• [What to do] Nothing after the line with "FaPenSquare, FaSearch, FaTimes" belongs in the copy; extract the lines below from the top through that line, pictures left out.

• [Dataset extract]
"""
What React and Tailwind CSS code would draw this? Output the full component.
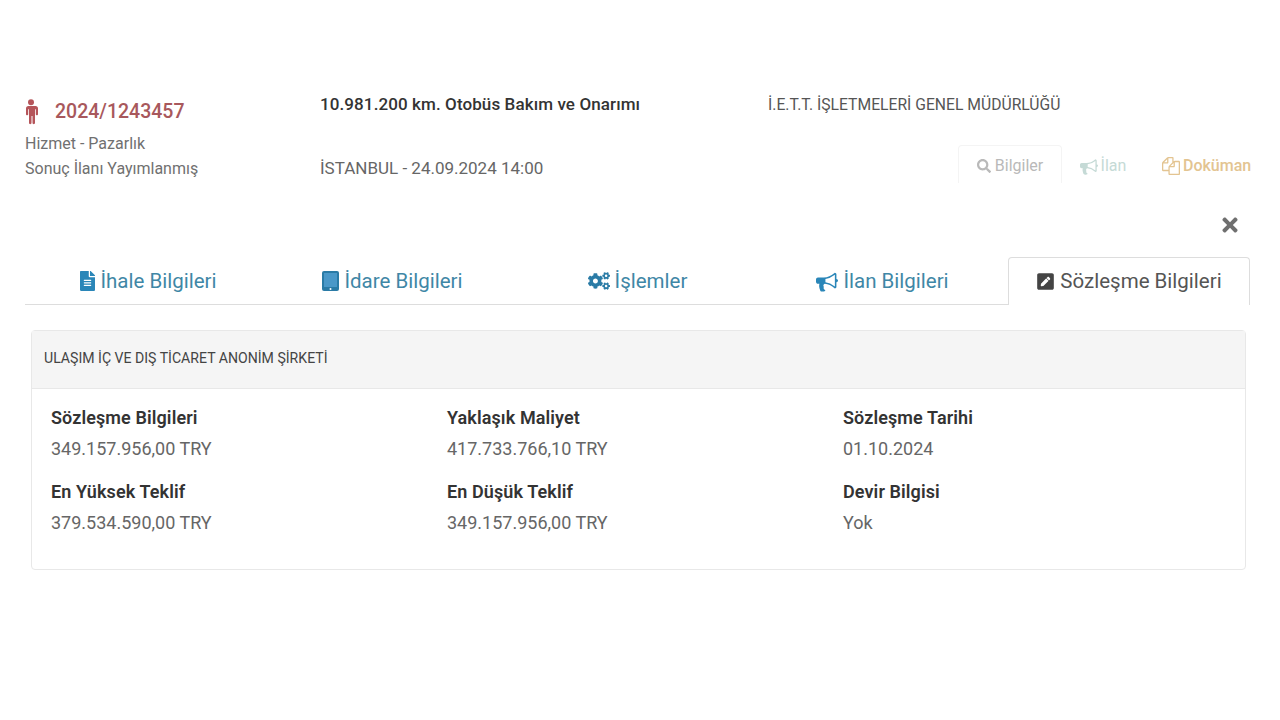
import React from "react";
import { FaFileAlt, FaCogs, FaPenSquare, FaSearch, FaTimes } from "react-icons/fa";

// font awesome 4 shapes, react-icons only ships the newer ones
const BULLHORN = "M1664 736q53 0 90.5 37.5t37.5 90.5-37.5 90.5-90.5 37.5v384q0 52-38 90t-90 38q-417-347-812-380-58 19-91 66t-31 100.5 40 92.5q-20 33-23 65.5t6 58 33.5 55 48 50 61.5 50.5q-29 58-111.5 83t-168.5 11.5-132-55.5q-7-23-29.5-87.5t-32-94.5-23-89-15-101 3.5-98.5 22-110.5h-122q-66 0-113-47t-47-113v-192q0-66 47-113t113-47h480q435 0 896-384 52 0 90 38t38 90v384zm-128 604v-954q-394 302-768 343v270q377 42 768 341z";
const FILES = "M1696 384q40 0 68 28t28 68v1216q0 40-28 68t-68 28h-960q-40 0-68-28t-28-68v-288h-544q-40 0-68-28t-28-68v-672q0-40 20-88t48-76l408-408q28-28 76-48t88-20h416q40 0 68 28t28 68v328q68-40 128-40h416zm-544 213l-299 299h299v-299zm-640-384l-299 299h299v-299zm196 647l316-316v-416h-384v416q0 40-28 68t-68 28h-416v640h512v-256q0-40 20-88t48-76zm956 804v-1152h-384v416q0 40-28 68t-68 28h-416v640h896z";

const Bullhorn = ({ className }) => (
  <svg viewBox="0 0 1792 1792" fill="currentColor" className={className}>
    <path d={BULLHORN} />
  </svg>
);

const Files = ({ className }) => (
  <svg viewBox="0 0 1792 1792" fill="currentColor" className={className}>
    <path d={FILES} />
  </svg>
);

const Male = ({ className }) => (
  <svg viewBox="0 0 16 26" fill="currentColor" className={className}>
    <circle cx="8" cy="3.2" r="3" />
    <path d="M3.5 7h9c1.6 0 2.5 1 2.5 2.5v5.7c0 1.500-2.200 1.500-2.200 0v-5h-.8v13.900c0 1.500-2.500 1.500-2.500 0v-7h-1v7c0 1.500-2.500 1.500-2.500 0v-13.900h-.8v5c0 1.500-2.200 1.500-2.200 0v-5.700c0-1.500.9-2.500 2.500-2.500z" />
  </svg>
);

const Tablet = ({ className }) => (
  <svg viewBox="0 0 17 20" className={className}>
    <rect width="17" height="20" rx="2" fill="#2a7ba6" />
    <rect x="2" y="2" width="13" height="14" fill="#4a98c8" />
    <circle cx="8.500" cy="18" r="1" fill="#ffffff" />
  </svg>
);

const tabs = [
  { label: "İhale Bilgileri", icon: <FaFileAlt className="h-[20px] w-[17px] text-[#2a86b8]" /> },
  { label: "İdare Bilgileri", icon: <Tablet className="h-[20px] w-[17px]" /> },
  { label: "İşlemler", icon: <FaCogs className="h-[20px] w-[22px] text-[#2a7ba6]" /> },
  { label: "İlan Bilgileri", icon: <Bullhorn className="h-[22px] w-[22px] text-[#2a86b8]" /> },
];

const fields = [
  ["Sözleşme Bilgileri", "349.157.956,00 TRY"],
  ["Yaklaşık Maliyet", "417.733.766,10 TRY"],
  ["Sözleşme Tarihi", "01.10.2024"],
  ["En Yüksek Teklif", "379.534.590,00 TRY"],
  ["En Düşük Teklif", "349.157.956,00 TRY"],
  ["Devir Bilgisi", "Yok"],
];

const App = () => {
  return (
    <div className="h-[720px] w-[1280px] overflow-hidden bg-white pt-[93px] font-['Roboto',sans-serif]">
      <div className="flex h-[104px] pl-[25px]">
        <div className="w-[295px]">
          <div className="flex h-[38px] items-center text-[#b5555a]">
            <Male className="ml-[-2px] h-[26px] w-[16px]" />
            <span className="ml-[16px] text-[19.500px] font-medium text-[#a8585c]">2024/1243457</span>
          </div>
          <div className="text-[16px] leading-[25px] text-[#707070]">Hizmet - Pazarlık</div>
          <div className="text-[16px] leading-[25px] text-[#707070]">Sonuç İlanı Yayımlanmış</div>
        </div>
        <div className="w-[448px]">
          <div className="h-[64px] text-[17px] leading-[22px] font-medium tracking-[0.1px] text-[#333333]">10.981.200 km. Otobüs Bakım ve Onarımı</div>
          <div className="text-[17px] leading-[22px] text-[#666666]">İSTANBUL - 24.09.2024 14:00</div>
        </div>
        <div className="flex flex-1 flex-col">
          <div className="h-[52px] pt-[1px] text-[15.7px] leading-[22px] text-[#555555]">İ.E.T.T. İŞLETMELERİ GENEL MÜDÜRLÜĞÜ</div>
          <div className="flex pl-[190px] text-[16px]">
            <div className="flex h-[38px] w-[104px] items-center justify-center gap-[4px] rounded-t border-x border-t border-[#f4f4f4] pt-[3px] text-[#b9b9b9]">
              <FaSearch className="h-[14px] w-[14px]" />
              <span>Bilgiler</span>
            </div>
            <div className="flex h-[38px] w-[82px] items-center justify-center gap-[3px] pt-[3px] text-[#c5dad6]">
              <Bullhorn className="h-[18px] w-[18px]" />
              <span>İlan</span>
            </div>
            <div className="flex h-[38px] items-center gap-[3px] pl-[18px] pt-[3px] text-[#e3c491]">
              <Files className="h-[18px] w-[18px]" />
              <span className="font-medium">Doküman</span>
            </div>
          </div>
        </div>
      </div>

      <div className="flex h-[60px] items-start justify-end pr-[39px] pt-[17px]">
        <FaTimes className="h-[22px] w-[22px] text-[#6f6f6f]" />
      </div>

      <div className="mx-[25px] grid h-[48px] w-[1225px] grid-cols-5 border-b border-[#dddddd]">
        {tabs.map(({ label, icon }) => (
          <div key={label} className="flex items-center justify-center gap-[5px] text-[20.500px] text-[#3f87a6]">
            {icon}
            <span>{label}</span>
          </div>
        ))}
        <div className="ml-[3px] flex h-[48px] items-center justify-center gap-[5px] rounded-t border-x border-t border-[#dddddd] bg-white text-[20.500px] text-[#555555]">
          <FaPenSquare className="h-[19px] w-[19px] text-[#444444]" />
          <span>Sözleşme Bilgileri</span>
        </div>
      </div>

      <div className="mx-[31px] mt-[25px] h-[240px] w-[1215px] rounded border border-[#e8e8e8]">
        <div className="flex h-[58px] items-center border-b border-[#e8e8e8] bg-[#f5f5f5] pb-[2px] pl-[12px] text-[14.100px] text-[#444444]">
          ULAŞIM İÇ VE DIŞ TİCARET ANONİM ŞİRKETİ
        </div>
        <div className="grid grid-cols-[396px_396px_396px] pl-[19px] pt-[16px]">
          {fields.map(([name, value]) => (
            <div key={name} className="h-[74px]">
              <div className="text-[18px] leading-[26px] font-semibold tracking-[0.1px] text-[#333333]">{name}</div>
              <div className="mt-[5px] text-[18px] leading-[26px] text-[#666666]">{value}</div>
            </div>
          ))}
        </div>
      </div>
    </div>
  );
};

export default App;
"""
• [Result]
What React and Tailwind CSS code would draw this? Output the full component.
import React from "react";
import { FaFileAlt, FaCogs, FaPenSquare, FaSearch, FaTimes } from "react-icons/fa";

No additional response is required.